◆ Work instructions
Search the listing below for "index". Copy each matching line.

>> begin

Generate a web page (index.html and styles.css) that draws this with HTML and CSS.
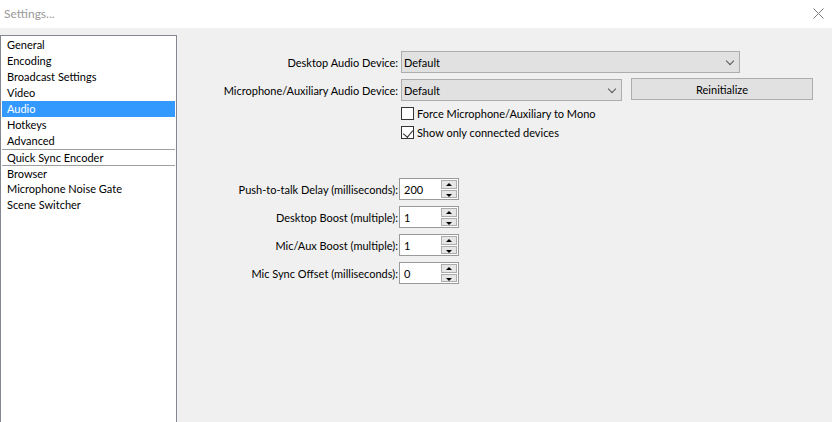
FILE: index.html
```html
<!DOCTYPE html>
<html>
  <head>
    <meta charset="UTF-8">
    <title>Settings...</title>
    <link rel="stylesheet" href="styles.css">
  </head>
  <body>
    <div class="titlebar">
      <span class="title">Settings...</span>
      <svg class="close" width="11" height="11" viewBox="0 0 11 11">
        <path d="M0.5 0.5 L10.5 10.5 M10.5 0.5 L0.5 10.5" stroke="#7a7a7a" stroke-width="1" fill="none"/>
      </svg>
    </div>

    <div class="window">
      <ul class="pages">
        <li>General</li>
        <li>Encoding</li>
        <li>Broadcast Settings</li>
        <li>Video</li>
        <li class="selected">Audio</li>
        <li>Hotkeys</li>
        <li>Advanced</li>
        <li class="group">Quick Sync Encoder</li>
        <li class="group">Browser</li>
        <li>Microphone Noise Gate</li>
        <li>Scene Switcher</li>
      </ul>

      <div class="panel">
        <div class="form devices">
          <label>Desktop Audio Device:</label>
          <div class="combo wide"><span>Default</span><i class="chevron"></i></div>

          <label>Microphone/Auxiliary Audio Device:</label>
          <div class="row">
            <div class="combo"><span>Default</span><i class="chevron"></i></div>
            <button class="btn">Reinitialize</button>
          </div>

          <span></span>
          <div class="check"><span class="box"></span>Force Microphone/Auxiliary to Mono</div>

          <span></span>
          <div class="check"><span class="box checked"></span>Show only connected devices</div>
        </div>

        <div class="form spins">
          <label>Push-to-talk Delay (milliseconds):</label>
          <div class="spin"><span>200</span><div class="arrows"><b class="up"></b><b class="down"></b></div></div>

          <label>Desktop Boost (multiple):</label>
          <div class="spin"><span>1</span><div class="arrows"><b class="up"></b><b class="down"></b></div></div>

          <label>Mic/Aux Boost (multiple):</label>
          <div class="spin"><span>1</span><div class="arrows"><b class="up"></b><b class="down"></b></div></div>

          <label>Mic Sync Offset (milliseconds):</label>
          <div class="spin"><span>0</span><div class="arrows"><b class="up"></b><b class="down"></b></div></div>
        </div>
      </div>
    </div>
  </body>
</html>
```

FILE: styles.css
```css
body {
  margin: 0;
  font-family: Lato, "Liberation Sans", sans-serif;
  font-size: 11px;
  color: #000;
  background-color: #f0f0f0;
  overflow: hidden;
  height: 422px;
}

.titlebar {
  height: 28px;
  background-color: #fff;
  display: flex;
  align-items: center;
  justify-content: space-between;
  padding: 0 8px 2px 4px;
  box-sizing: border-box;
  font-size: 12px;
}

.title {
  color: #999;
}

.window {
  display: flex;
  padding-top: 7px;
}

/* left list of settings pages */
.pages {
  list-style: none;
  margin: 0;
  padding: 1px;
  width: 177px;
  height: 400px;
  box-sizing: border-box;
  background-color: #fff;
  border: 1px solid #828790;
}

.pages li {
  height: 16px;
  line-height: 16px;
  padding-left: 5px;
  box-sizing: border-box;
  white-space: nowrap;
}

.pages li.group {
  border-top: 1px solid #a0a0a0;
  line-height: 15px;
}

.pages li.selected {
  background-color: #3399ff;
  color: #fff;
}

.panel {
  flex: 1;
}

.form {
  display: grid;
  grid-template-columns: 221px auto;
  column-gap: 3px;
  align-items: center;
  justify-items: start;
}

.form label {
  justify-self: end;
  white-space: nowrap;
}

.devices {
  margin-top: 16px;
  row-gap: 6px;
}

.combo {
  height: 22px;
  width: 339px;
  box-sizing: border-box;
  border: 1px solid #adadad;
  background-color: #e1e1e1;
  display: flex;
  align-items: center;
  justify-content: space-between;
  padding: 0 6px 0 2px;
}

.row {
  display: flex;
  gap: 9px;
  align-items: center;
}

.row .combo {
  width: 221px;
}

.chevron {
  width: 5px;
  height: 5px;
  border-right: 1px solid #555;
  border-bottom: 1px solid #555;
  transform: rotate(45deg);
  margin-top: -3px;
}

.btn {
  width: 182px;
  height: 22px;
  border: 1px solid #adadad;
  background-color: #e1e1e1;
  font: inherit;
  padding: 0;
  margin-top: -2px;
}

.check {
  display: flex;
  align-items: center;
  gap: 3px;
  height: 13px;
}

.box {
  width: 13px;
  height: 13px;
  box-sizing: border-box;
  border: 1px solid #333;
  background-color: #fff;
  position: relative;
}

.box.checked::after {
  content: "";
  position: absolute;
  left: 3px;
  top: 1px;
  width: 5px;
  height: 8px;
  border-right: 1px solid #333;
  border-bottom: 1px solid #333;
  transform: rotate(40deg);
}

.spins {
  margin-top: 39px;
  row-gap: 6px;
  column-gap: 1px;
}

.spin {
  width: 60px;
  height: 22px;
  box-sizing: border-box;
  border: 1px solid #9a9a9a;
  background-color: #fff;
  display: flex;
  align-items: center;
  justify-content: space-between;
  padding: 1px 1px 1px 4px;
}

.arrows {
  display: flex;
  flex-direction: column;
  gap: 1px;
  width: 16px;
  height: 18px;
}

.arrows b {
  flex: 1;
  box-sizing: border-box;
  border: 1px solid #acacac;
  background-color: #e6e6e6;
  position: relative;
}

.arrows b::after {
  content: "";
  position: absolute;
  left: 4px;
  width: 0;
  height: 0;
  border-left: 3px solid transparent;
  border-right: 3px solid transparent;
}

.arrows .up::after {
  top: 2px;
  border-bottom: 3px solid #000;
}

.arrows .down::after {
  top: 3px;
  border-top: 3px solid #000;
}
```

>> end

◆ Task output
Generate a web page (index.html and styles.css) that draws this with HTML and CSS.
FILE: index.html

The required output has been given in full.